Ein etwas anderer Reisebericht
Ein Italiener in Japan
Igort hat als einer der ersten europäischen Comicautoren für japanische Verlage gearbeitet. In „Kokoro – Der verborgene Klang der Dinge“ erzählt er einige Episoden aus seinem Leben und über seine Arbeit als Mangaka in Japan. Aber anders als „normale“ Reiseberichte, in denen der Autor von Orten erzählt und man passende Bilder dazu anschaut, ist „Kokoro“ mehr eine Art Tagebuch, in der Igort seine Gedanken festhält. Gleichzeitig aber bietet er Einblicke in die japanische Kultur – sowohl was alte Traditionen als auch moderne Gewohnheiten betrifft.
Form follows function
„Kokoro – Der verborgene Klang der Dinge“ ist ein sehr außergewöhnliches Buch. Erst einmal ist die da die Form: 26,8 x 19 cm. Schon ärgerlich, dass man das Buch in kein normales Bücherregal stecken kann. Die Form folgt aber ganz nach Bauhaus-Tradition der Funktion, denn durch die querformatigen Seiten können die Bilder von Igort in ihrer Reinform gezeigt werden. Denn das Buch hat das Format eines Aquarellblocks, dem bevorzugten Medium Igorts für seine Kreationen. Dadurch bekommen wir seine wunderschönen Aquarellzeichnungen in ihrer vollen Pracht zu sehen.

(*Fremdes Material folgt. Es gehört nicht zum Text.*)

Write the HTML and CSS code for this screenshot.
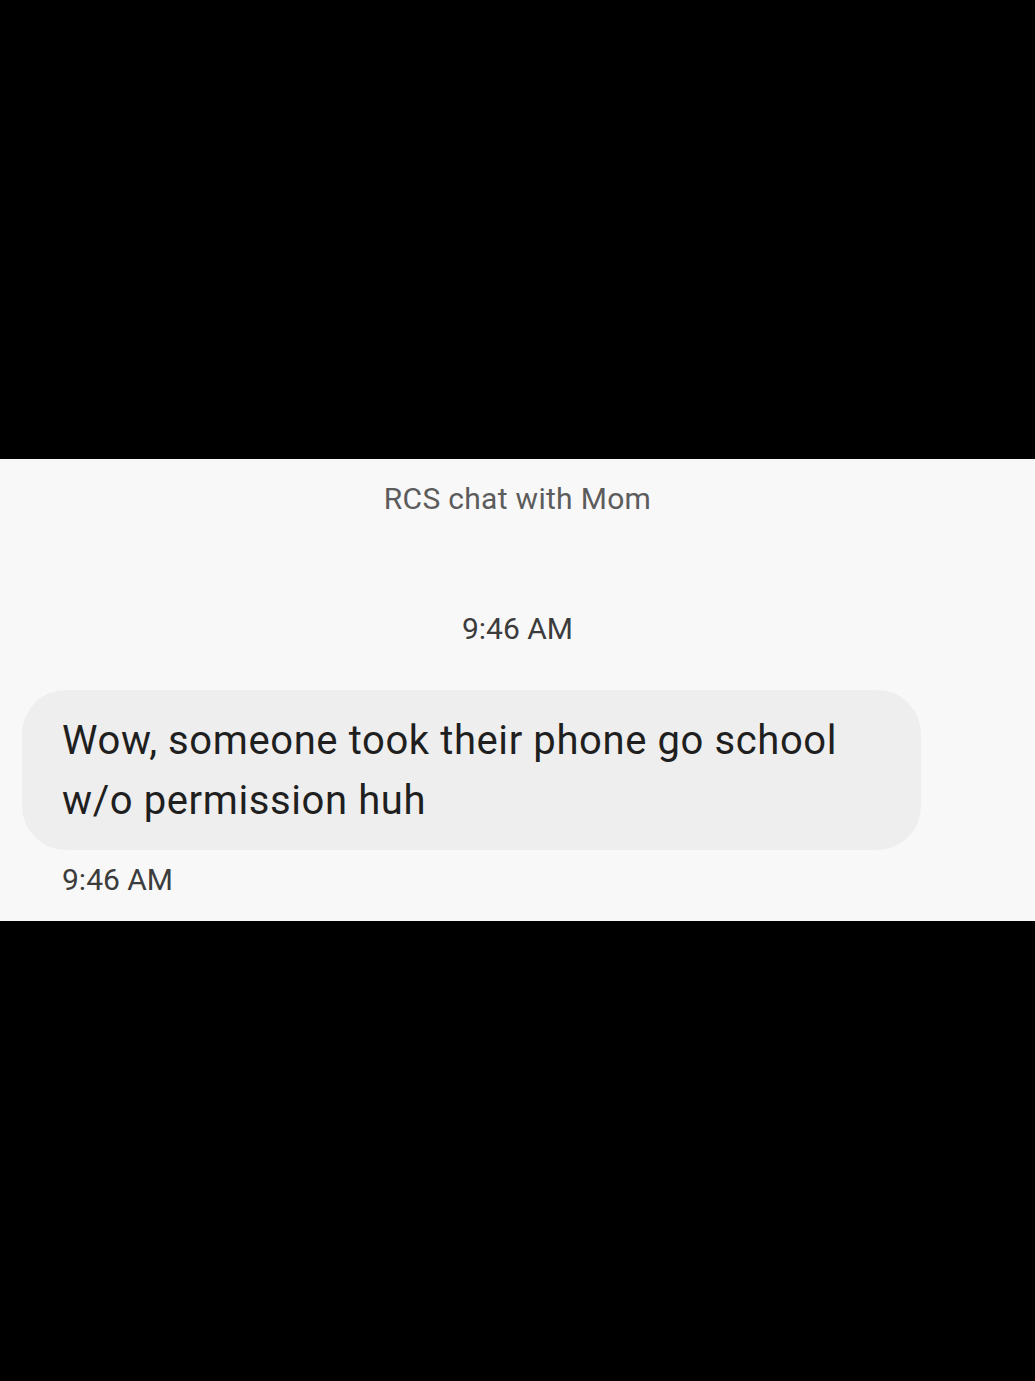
FILE: index.html
```html
<!DOCTYPE html>
<html>
<head>
<meta charset="utf-8">
<link rel="stylesheet" href="styles.css">
</head>
<body>
<div class="screen">
  <div class="black top"></div>
  <section class="chat">
    <div class="header">RCS chat with Mom</div>
    <div class="stamp">9:46 AM</div>
    <div class="msg">
      <div class="bubble">Wow, someone took their phone go school w/o permission huh</div>
      <div class="meta">9:46 AM</div>
    </div>
  </section>
  <div class="black bottom"></div>
</div>
</body>
</html>
```
FILE: styles.css
```css
html, body {
  margin: 0;
  padding: 0;
  background: #000;
}
.screen {
  width: 1035px;
  height: 1381px;
  display: flex;
  flex-direction: column;
  font-family: Roboto, "Liberation Sans", sans-serif;
}
.black { background: #000; }
.top { height: 459px; }
.bottom { flex: 1; }
.chat {
  height: 462px;
  background: #f8f8f8;
  display: flex;
  flex-direction: column;
  box-sizing: border-box;
  padding-top: 20px;
}
.header {
  text-align: center;
  font-size: 30px;
  letter-spacing: 0.3px;
  line-height: 40px;
  color: #5c5c5c;
}
.stamp {
  margin-top: 90px;
  text-align: center;
  font-size: 30px;
  line-height: 40px;
  color: #3c3c3c;
}
.msg {
  margin-top: 41px;
  padding-left: 22px;
}
.bubble {
  width: 899px;
  height: 160px;
  box-sizing: border-box;
  background: #eeeeee;
  border-radius: 44px;
  padding: 21px 40px 19px;
  font-size: 40px;
  letter-spacing: 0.6px;
  line-height: 60px;
  color: #1f1f1f;
}
.meta {
  margin-top: 13px;
  padding-left: 40px;
  font-size: 30px;
  line-height: 34px;
  color: #3c3c3c;
}
```
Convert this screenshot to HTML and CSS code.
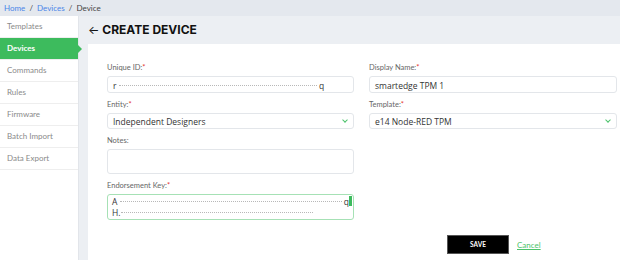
FILE: index.html
```html
<!DOCTYPE html>
<html>
<head>
    <title>Create Device</title>
    <link rel="stylesheet" href="styles.css">
</head>
<body>
<div class="crumbs">
    <a href="#">Home</a> <span class="sep">/</span> <a href="#">Devices</a> <span class="sep">/</span> <span>Device</span>
</div>

<div class="wrap">
    <ul class="side">
        <li>Templates</li>
        <li class="active">Devices</li>
        <li>Commands</li>
        <li>Rules</li>
        <li>Firmware</li>
        <li>Batch Import</li>
        <li>Data Export</li>
    </ul>

    <div class="main">
        <h1><span class="back">&larr;</span> CREATE DEVICE</h1>

        <div class="card">
            <div class="grid">
                <div class="field">
                    <label>Unique ID:<span class="req">*</span></label>
                    <div class="input">r <span class="mask" style="width:198px"></span> q</div>
                </div>
                <div class="field">
                    <label>Display Name:<span class="req">*</span></label>
                    <div class="input">smartedge TPM 1</div>
                </div>
                <div class="field">
                    <label>Entity:<span class="req">*</span></label>
                    <div class="input select">Independent Designers <span class="chev"></span></div>
                </div>
                <div class="field">
                    <label>Template:<span class="req">*</span></label>
                    <div class="input select">e14 Node-RED TPM <span class="chev"></span></div>
                </div>
                <div class="field">
                    <label>Notes:</label>
                    <div class="input area"></div>
                </div>
                <div></div>
                <div class="field">
                    <label>Endorsement Key:<span class="req">*</span></label>
                    <div class="input area key">
                        <div>A <span class="mask" style="width:222px"></span> q</div>
                        <div>H.<span class="mask" style="width:192px"></span></div>
                        <span class="bar"></span>
                    </div>
                </div>
            </div>

            <div class="actions">
                <button>SAVE</button>
                <a href="#" class="cancel">Cancel</a>
            </div>
        </div>
    </div>
</div>
</body>
</html>
```

FILE: styles.css
```css
body {
    margin: 0;
    width: 620px;
    height: 260px;
    overflow: hidden;
    font-family: Lato, "Open Sans", sans-serif;
    background-color: #eceff3;
}

.crumbs {
    height: 16px;
    line-height: 16px;
    padding-left: 4px;
    font-size: 8px;
    color: #444;
    background-color: #e4e8ee;
}

.crumbs a {
    color: #4a86e8;
    text-decoration: none;
}

.crumbs .sep {
    margin: 0 2px;
}

.wrap {
    display: flex;
    height: 244px;
}

.side {
    width: 78px;
    margin: 0;
    padding: 0;
    list-style: none;
    background-color: #fff;
    border-right: 1px solid #e2e5ea;
}

.side li {
    position: relative;
    height: 21px;
    line-height: 21px;
    padding-left: 7px;
    font-size: 8px;
    color: #8a8a8a;
    border-bottom: 1px solid #eeeeee;
}

.side li.active {
    background-color: #3dbb5d;
    color: #fff;
    font-weight: bold;
}

.side li.active::after {
    content: "";
    position: absolute;
    right: -4px;
    top: 7px;
    border-left: 4px solid #3dbb5d;
    border-top: 4px solid transparent;
    border-bottom: 4px solid transparent;
}

.main {
    flex: 1;
    padding-left: 9px;
}

h1 {
    margin: 0;
    height: 28px;
    line-height: 28px;
    font-family: Inter, sans-serif;
    font-size: 12px;
    font-weight: 700;
    color: #111;
}

.back {
    font-weight: 400;
}

.card {
    height: 216px;
    padding: 19px 0 0 19px;
    background-color: #fff;
    box-sizing: border-box;
}

.grid {
    display: grid;
    grid-template-columns: 247px 248px;
    column-gap: 15px;
}

.field {
    margin-bottom: 7px;
}

.field label {
    display: block;
    height: 10px;
    line-height: 10px;
    margin-bottom: 3px;
    font-size: 7.5px;
    color: #666;
}

.req {
    color: #e53935;
}

.input {
    position: relative;
    height: 17px;
    line-height: 17px;
    padding: 0 5px;
    font-family: "Open Sans", sans-serif;
    font-size: 8.5px;
    color: #333;
    border: 1px solid #e3e6ea;
    border-radius: 3px;
    box-sizing: border-box;
    white-space: nowrap;
}

.select {
    height: 16px;
    line-height: 15px;
}

.chev {
    position: absolute;
    right: 6px;
    top: 4px;
    width: 3px;
    height: 3px;
    border-right: 1px solid #4cc36b;
    border-bottom: 1px solid #4cc36b;
    transform: rotate(45deg);
}

.area {
    height: 25px;
}

.key {
    height: 26px;
    padding: 1px 4px;
    line-height: 11px;
    border-color: #a6e1b5;
}

.mask {
    display: inline-block;
    height: 2px;
    vertical-align: middle;
    border-top: 1px dotted #b8b8b8;
}

.bar {
    position: absolute;
    right: 1px;
    top: 1px;
    width: 3px;
    height: 10px;
    background-color: #3dbb5d;
}

.actions {
    display: flex;
    align-items: center;
    margin-top: 8px;
    padding-left: 340px;
}

.actions button {
    width: 62px;
    height: 19px;
    background-color: #000;
    color: #fff;
    font-family: Lato, sans-serif;
    font-size: 6.5px;
    font-weight: bold;
    border: 1px solid #555;
    cursor: pointer;
}

.cancel {
    margin-left: 8px;
    font-size: 8px;
    color: #4cc36b;
}
```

Die Seiten in „Kokoro“ sind fast immer gleich aufgebaut: auf der linken Seite gibt es Text, auf der rechten ein ganzseitiges Bild. Diese Anordnung verleitet einen dazu, sich erst mit dem Bild auseinanderzusetzen, bevor man den Text liest. Mal zeigen sie Gegenstände oder Figuren, die dann im Text eine wichtige Rolle spielen. Wie etwa Szenen aus einem Film, über dessen Regisseur Igort gerade schreibt. Manchmal haben die Bilder aber sehr wenig mit dem Geschriebenen zu tun, sondern vermitteln eher das Gefühl, das gerade über den Text vermittelt wurde. An einer Stelle fragt sich Igort, seit wann japanische Frauen nicht mehr scheu wegschauen, wenn er sie ansieht, sondern ihn ohne Scham mustern. Dabei sieht man – über zwei ganze Seiten – eine einsame Figur, die durch Tokyo wandert und an zwei jungen Frauen vorbeigeht.
Wunderbar unkonkret
Die Themen, die Igort in „Kokoro – Der verborgene Klang der Dinge“ zu Papier bringt, haben zwar alle mit der Kultur Japans zu tun - es geht um Mangas und ihre Schöpferinnen und Schöpfer, um Filme aus der Nachkriegszeit, usw. - aber einen richtig roten Faden hat das Buch als Ganzes jedoch nicht. Deswegen kann man „Kokoro“ einfach aufschlagen und die Kapitel einzeln oder durcheinander lesen.
Jedes Kapitel folgt lose einem Thema. Manche sind eine Art Erklärung, wieso weshalb warum etwas in der japanischen Kultur so ist, wie es ist. Er erklärt, welche mythischen Figuren es in der japanischen Folklore gibt und zieht dann den Faden zu den Werken von Hayao Miyazaki. Die für mich spannendsten Kapitel sind jedoch die, in denen Igort von seinen Begegnungen mit verschiedenen Mangaka (Manga-Autorinnen und -Autoren), wie z.B. Katsuhiro Otomo oder der „Prinzessin des Mangas“ Rumiko Takahashi berichtet. Da Igort selber als Mangaka in Japan gearbeitet hat, bekommt man durch ihn einen sehr interessanten Einblick in die japanische Verlagswelt, die zwar wunderbare Titel herausbringt, die aber auch ihre Schattenseiten hat.
Fazit:
„Kokoro – Der verborgene Klang der Dinge“ ist eine spannende, etwas andere Form eines Reiseberichts. Durch seine einzigartige Position als ausländischer Mangaka in Tokyo hat Igort einen interessanten Blickwinkel auf Japan und seine Traditionen und Kultur. Dabei behandelt er in den einzelnen Kapiteln sehr unterschiedliche Themen und seine Erzählungen variieren. Mal werden bestimmte Traditionen oder ein Aspekt aus der Kultur erklärt, mal schildert er Begegnungen mit Menschen, die ihn inspiriert haben.